Show all lines of the listing that hold the word "this".

— START OF RECORDS TO USE —

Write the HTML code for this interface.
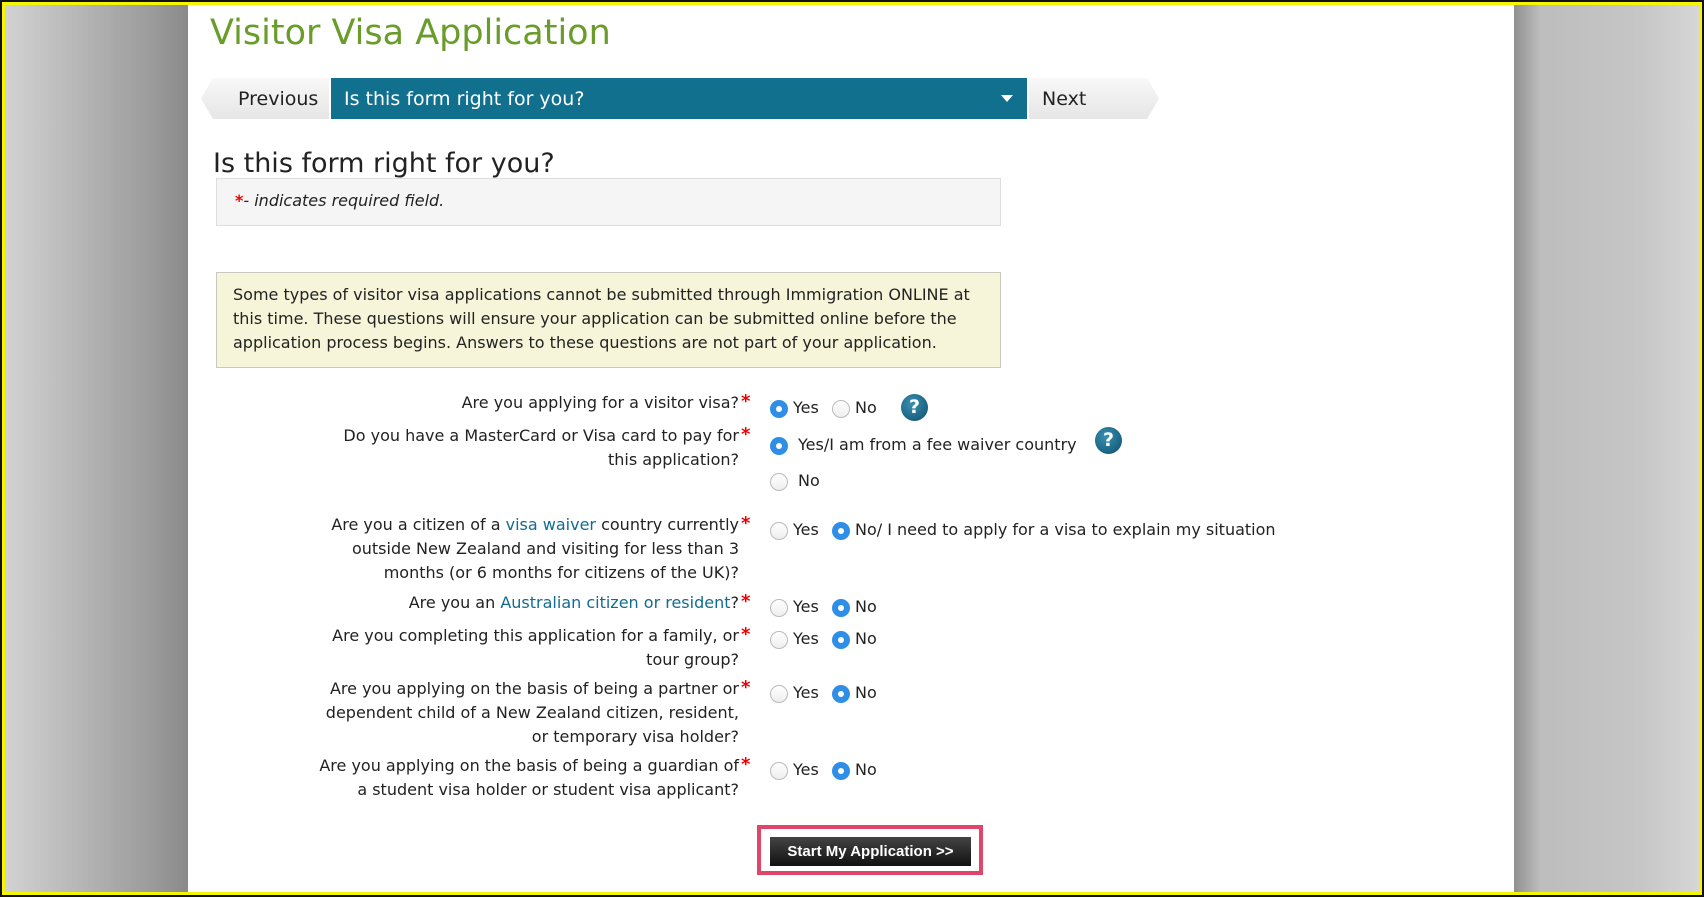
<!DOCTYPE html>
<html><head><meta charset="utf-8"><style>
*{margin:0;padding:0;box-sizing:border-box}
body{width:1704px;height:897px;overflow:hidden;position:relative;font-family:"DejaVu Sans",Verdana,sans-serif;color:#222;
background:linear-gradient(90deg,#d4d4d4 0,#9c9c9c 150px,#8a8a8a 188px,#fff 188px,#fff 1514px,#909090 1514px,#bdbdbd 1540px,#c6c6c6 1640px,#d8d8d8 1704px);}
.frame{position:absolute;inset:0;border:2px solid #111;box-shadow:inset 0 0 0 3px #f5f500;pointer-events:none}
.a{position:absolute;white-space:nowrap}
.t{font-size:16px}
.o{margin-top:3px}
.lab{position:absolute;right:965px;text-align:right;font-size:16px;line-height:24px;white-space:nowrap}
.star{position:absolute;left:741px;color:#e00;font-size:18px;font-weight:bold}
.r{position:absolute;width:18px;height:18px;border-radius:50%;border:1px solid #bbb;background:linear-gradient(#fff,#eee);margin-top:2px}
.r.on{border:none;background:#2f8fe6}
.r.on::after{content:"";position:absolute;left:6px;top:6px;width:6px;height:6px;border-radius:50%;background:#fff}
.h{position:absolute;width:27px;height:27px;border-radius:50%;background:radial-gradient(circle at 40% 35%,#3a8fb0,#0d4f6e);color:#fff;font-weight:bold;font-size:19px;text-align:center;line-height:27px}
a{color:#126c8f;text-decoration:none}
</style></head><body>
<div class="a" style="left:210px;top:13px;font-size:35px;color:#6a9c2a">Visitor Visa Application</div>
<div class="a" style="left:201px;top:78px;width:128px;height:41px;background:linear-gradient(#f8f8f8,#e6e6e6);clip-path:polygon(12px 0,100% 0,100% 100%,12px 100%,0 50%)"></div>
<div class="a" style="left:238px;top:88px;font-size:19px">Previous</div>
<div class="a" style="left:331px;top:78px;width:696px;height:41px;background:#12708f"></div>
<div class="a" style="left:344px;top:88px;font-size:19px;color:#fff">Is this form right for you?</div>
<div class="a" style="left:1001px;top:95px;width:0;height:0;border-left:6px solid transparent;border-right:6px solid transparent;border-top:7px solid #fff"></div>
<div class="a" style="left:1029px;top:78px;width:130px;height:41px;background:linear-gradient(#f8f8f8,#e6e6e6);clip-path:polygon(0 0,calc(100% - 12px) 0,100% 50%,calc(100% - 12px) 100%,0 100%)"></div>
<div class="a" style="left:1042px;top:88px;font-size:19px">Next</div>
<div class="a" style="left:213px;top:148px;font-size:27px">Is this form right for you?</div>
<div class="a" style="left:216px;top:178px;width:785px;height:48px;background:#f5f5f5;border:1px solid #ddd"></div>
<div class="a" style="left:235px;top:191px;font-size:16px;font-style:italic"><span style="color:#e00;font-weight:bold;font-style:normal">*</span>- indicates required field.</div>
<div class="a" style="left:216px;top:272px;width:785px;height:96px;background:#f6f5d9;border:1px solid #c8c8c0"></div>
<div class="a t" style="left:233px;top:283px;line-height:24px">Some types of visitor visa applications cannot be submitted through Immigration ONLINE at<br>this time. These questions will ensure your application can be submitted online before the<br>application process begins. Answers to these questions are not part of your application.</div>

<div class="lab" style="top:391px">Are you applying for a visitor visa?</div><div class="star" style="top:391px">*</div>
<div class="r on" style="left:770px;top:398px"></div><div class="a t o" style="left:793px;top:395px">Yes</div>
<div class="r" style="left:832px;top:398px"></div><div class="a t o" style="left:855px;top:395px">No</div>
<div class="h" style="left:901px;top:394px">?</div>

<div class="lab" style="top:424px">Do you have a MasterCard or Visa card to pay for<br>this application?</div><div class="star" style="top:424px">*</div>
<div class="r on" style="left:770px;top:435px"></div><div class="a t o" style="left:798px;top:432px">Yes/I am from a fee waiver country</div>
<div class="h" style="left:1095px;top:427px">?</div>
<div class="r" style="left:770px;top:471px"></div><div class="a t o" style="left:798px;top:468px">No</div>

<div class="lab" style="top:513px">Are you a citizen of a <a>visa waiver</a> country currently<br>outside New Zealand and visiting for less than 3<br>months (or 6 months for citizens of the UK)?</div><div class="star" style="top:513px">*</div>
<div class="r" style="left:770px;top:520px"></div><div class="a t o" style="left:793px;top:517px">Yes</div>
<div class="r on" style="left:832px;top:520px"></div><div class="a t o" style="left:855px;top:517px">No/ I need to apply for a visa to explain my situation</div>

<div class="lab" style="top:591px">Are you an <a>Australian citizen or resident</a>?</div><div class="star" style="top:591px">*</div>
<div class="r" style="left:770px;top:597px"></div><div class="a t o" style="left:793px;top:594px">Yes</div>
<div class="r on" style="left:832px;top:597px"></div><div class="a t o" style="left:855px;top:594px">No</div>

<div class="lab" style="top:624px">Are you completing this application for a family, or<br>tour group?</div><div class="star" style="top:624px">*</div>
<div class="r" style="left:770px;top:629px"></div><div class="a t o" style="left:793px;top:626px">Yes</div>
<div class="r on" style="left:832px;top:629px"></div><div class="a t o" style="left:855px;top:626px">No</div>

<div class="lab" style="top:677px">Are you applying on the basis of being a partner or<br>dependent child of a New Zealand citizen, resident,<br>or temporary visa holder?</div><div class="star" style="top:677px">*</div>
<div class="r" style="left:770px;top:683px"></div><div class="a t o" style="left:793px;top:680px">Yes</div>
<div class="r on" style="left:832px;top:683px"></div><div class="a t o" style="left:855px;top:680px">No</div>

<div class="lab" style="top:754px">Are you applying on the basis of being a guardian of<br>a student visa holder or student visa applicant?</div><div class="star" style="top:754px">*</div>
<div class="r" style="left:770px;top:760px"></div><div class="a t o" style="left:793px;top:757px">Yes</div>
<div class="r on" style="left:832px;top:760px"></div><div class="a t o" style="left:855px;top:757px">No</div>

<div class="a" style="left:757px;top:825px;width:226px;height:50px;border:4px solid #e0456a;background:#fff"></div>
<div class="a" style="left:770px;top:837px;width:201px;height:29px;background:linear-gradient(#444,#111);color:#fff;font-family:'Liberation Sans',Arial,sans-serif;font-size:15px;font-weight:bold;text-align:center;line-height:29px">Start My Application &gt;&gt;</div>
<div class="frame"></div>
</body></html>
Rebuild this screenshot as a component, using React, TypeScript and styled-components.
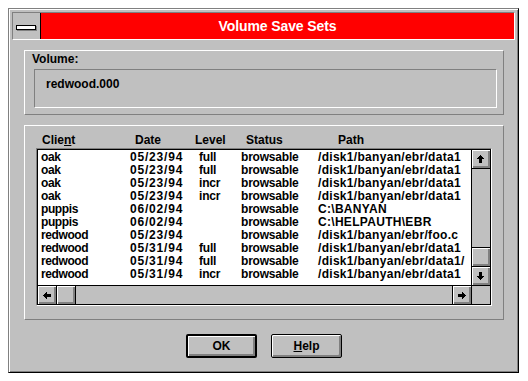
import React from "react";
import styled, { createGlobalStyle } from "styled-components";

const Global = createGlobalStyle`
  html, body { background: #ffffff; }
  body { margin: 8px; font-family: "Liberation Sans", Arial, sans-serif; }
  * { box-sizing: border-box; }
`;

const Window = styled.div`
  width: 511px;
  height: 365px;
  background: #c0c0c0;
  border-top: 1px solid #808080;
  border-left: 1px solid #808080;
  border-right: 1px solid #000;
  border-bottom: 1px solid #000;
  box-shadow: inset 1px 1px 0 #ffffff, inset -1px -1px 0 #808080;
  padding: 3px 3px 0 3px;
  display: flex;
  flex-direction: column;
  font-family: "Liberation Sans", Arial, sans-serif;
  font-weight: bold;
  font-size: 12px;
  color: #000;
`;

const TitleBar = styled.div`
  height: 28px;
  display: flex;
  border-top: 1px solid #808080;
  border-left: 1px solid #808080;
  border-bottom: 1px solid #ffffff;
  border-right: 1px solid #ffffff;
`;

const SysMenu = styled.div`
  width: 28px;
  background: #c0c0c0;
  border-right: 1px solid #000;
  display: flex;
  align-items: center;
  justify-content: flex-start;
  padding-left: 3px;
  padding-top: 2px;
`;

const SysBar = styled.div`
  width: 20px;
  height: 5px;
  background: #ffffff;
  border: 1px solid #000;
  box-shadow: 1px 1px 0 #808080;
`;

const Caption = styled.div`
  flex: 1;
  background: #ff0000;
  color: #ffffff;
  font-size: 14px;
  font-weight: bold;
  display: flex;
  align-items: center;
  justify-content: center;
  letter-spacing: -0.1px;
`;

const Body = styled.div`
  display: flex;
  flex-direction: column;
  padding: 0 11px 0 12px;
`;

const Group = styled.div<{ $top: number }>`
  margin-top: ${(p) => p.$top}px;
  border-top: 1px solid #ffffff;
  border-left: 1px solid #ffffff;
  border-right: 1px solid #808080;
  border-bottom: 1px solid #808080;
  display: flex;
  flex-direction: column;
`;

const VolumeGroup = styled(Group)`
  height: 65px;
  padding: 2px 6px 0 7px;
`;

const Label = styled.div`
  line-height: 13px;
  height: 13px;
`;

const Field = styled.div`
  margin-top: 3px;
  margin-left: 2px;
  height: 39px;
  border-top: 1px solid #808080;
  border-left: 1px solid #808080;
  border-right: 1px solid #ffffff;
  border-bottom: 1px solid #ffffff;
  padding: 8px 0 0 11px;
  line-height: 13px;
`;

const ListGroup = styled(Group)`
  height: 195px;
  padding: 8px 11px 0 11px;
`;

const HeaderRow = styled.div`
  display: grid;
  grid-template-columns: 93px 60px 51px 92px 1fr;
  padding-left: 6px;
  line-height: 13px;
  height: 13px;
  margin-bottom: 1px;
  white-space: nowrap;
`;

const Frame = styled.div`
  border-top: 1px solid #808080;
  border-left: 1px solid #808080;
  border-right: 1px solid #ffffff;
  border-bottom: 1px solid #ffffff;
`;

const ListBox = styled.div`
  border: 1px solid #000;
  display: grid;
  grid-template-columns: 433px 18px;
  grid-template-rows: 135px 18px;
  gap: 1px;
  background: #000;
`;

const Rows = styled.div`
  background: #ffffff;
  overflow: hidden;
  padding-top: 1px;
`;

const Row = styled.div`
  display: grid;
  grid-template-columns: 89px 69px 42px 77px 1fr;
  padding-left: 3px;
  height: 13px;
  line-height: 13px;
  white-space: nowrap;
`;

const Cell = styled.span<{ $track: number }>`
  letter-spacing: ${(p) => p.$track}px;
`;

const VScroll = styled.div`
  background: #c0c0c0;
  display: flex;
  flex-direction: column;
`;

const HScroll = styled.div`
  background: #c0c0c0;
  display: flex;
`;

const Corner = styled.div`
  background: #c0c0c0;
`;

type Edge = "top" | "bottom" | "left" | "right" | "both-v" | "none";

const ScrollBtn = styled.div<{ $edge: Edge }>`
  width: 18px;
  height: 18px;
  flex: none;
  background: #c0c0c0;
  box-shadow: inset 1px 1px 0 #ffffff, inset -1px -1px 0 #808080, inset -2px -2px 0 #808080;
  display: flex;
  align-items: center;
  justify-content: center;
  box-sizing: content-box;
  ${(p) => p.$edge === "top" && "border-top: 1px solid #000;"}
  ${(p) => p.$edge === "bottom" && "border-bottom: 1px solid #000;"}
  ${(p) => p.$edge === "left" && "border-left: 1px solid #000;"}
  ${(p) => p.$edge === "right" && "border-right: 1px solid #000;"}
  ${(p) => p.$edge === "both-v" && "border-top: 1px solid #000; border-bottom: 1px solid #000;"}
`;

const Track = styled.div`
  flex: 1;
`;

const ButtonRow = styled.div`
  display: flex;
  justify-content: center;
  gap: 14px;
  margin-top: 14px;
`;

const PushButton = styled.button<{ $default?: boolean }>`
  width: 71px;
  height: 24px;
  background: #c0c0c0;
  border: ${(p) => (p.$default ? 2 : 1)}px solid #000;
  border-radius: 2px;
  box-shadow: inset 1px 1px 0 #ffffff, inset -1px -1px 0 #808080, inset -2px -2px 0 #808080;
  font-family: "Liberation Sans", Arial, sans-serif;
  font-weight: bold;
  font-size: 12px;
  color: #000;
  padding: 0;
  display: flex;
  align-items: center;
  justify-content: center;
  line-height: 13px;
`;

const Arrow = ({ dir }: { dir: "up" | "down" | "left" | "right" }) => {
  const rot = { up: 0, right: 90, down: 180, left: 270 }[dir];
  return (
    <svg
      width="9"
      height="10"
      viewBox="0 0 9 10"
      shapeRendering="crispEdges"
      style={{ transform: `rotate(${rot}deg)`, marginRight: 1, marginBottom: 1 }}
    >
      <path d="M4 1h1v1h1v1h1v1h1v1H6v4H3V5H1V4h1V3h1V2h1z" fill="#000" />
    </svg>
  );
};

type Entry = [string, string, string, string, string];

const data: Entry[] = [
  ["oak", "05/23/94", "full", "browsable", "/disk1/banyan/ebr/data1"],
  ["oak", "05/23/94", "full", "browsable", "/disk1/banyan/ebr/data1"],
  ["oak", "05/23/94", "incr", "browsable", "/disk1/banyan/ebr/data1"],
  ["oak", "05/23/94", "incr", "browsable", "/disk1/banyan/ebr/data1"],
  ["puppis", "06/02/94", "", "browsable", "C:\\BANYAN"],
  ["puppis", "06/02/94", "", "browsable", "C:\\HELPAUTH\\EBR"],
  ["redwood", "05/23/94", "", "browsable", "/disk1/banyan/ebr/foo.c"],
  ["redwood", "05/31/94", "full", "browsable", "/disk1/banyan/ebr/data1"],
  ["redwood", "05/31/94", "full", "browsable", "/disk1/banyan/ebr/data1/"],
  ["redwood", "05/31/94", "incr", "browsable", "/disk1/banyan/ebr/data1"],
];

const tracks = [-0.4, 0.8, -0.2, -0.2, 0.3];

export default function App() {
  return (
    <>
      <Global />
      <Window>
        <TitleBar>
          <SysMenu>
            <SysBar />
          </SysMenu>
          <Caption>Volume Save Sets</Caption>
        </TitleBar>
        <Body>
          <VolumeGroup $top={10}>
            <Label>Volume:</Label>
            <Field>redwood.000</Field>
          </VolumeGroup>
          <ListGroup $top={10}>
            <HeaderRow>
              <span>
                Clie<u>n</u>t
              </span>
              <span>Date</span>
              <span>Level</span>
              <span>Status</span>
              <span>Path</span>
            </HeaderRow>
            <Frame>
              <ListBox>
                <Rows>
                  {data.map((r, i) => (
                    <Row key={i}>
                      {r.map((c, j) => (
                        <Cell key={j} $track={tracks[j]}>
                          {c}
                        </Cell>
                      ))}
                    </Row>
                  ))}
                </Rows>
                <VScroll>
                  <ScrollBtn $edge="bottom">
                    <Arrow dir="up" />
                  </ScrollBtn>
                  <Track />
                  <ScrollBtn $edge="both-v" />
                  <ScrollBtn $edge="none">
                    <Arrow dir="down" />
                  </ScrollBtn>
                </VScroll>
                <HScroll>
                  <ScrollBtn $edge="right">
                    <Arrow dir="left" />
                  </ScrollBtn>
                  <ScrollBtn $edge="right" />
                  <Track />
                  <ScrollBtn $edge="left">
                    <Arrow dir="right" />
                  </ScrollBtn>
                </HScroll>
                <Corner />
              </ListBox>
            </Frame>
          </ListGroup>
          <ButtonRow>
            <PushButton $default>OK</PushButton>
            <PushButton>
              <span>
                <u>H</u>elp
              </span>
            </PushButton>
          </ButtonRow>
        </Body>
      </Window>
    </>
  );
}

— END OF RECORDS TO USE —

**ANSWER TO THE EXERCISE**
Write the HTML code for this interface.
<div class="a" style="left:344px;top:88px;font-size:19px;color:#fff">Is this form right for you?</div>
<div class="a" style="left:213px;top:148px;font-size:27px">Is this form right for you?</div>
<div class="a t" style="left:233px;top:283px;line-height:24px">Some types of visitor visa applications cannot be submitted through Immigration ONLINE at<br>this time. These questions will ensure your application can be submitted online before the<br>application process begins. Answers to these questions are not part of your application.</div>
<div class="lab" style="top:424px">Do you have a MasterCard or Visa card to pay for<br>this application?</div><div class="star" style="top:424px">*</div>
<div class="lab" style="top:624px">Are you completing this application for a family, or<br>tour group?</div><div class="star" style="top:624px">*</div>
Rebuild this screenshot as a component, using React, TypeScript and styled-components.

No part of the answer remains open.